By far the biggest problem - really the only impacting problem - is that there are far too few areas of desireable ways to spend money back out of the economy from where it came. Taxes (maintanence, fees) are fine but will never level the playing field as to those with 'too much' money - it doesn't matter - and to new people trying to break in it's gating. The casinos were are great idea -but the implementation of them is frankly - miserable. A little text on the screen is just not compelling. There aren't even any sounds with them - much less visuals. I think they were a terrific idea, but they provide zero excitement so no one uses them.
While I personally like the idea that all product and services come from players that theory hamstrings you in the legitimate function of NPCs to suck money back out of circulation and are thereby your best main tools for regulating an economy.
There are only two requirements for intangible rewards working as a goldsink. They have to be desired by players, which usually means visual to them and others - and they have to be totally optional. Anything you can come up with that is seen as a means to display wealth and is purchased from NPCs WILL suck money back out of circulation. It doesn't have to have tangible rewards past being a display of wealth and desired by players as a display of their success.

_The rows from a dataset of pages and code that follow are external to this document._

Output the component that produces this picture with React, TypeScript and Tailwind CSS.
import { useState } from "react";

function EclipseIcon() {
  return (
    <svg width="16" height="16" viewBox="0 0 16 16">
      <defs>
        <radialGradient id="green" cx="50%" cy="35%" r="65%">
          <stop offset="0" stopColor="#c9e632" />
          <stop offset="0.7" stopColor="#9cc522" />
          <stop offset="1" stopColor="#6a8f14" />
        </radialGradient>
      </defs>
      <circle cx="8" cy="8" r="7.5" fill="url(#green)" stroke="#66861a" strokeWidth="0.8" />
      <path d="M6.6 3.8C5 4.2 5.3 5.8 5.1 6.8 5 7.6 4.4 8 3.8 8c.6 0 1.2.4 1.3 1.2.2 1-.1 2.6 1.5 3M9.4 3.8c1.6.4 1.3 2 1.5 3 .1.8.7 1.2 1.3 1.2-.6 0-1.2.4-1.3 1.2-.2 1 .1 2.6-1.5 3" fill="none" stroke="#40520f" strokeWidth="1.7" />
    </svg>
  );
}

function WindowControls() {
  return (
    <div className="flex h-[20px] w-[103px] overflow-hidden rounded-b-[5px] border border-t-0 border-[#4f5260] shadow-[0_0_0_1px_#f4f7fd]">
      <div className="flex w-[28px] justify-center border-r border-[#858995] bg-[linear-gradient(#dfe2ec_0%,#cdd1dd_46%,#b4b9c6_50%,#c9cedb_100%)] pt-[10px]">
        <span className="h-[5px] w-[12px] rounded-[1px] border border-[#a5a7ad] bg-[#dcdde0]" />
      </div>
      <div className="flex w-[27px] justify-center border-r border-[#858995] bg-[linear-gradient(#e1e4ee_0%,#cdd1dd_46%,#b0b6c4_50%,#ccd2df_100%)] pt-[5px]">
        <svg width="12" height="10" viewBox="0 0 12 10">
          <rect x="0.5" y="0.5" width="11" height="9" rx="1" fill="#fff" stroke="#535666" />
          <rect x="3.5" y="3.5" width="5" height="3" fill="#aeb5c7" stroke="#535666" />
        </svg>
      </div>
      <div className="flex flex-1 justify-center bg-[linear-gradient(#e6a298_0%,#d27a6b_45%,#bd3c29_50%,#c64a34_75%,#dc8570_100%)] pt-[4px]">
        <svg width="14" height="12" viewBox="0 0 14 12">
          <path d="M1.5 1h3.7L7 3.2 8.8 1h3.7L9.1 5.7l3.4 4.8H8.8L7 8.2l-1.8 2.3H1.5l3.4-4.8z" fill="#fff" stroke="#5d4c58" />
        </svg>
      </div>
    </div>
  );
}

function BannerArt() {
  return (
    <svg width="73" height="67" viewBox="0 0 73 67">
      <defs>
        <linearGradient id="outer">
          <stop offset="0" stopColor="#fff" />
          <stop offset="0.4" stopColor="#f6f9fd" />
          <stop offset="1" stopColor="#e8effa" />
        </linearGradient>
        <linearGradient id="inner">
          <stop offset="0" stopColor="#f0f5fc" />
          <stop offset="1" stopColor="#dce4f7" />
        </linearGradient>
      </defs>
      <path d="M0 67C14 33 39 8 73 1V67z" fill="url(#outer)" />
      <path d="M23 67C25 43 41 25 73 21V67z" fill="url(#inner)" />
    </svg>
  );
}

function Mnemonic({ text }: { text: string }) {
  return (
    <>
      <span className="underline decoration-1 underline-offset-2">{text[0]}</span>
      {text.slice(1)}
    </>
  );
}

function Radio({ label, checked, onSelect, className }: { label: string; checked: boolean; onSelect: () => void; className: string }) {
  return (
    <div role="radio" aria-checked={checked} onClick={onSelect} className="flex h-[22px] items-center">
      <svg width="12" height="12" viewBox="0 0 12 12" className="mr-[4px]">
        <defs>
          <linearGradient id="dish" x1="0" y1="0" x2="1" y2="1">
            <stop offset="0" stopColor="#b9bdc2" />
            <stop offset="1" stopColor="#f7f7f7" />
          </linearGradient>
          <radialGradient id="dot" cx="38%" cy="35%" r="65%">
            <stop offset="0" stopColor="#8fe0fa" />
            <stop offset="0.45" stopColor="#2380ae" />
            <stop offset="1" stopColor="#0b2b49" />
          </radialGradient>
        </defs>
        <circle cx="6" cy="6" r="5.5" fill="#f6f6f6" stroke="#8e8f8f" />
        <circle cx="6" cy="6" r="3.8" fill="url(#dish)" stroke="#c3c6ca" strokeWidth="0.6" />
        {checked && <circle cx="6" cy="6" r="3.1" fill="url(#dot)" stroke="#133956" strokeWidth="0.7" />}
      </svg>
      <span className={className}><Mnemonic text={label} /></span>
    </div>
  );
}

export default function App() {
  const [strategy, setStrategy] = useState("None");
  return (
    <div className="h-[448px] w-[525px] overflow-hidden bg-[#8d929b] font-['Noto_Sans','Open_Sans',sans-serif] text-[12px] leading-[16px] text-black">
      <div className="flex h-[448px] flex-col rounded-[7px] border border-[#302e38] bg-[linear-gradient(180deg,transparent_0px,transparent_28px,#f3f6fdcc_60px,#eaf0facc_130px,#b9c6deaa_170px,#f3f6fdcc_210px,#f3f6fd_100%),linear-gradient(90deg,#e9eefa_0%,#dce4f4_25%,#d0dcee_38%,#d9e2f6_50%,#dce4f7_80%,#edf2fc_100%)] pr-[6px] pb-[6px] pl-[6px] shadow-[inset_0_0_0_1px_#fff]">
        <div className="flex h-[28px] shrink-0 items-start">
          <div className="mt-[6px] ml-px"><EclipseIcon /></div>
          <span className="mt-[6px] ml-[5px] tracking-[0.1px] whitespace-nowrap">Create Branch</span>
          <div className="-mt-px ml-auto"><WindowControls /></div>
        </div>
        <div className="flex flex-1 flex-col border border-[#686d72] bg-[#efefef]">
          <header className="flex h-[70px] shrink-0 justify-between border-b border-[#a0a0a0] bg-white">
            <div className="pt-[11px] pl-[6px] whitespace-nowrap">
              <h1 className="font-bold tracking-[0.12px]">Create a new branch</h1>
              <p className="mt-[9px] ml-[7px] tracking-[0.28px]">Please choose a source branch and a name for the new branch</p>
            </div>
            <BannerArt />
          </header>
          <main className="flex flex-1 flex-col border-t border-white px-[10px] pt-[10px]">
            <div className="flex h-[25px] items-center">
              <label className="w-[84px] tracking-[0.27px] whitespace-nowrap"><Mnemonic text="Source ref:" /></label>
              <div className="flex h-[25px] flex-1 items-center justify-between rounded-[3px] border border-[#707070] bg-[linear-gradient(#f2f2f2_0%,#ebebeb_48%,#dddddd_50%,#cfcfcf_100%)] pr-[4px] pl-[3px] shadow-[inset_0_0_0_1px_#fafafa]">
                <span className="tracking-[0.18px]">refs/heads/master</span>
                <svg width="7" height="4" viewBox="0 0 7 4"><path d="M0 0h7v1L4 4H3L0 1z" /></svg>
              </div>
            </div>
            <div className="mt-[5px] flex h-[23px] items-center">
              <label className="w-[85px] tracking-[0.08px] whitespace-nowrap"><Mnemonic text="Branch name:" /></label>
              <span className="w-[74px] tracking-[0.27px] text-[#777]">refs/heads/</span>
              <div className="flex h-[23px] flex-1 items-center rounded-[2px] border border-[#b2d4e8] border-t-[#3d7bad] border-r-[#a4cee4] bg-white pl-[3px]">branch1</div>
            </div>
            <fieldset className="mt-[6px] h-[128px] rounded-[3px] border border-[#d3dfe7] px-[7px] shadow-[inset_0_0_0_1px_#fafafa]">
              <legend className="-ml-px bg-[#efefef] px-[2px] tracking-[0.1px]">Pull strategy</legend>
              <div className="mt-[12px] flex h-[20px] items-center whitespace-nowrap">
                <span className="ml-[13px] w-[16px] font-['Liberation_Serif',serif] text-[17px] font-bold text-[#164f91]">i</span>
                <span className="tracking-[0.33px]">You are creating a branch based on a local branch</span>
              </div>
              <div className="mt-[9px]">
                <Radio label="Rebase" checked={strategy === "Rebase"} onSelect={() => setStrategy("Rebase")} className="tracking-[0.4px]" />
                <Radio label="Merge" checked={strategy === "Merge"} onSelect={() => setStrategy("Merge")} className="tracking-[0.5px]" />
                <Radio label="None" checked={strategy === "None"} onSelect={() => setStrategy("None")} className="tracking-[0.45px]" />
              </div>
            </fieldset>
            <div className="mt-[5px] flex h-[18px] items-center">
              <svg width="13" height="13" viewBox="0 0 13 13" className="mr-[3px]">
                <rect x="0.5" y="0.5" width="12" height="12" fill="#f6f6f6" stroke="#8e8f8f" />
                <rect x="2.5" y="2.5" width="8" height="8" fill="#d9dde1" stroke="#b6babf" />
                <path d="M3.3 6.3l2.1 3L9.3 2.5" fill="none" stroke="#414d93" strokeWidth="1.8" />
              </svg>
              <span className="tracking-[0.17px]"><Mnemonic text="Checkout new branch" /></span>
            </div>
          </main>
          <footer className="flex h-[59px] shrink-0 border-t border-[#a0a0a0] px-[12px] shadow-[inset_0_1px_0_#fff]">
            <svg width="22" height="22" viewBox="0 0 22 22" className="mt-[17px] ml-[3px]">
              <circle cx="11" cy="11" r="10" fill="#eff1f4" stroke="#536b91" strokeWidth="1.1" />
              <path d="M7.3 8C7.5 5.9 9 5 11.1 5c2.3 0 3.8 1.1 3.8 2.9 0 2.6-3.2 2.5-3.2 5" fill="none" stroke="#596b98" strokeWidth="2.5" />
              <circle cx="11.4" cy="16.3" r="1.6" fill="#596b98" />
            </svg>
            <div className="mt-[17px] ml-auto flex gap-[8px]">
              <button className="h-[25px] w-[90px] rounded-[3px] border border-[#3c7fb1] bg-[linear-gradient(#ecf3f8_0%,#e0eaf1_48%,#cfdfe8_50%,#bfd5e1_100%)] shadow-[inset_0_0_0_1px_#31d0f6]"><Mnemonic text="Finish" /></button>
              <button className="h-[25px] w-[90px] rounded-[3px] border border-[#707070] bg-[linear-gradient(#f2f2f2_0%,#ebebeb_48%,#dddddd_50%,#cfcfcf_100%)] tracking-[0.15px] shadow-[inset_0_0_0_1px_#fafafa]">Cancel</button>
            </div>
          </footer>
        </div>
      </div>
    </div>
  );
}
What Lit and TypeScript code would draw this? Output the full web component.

The problem with the economy is all the cash flowing in and none going back out - at least none going back out in a 'fun' fashion. The faucet is on fullblast - but the plug is in the tub - it's inevitable that it will eventually overflow.
RaijinE wrote:
Doesn't this seem to everyone that the real problem is with the stupid skill tapes? The crafter with +20 experimentation tapes is really the one that is benefitting most from this and causing the others to suffer. I've gone an inspected the caves and dungeons where there are loot drops and just left because of the AFK looters. As a Droid Engineer I feel that this "fix" is just the final kick in the pants. What's the point in even trying to work on profession if everything that is done will just make it worse. I don't know, very frustrated by all of this. This is no longer a game for the casual player.
If you can get into a cave before anyone else, target a "structure", and set a macro loop to run over night, you TOO can be an SWG millionaire!
Is the above really how the devs want to people "getting rich"?
Someone mentioned monopolies, but no one has mentioned the fact that one to three people per server seem to ALWAYS have the best skill tapes...1+1=2, right?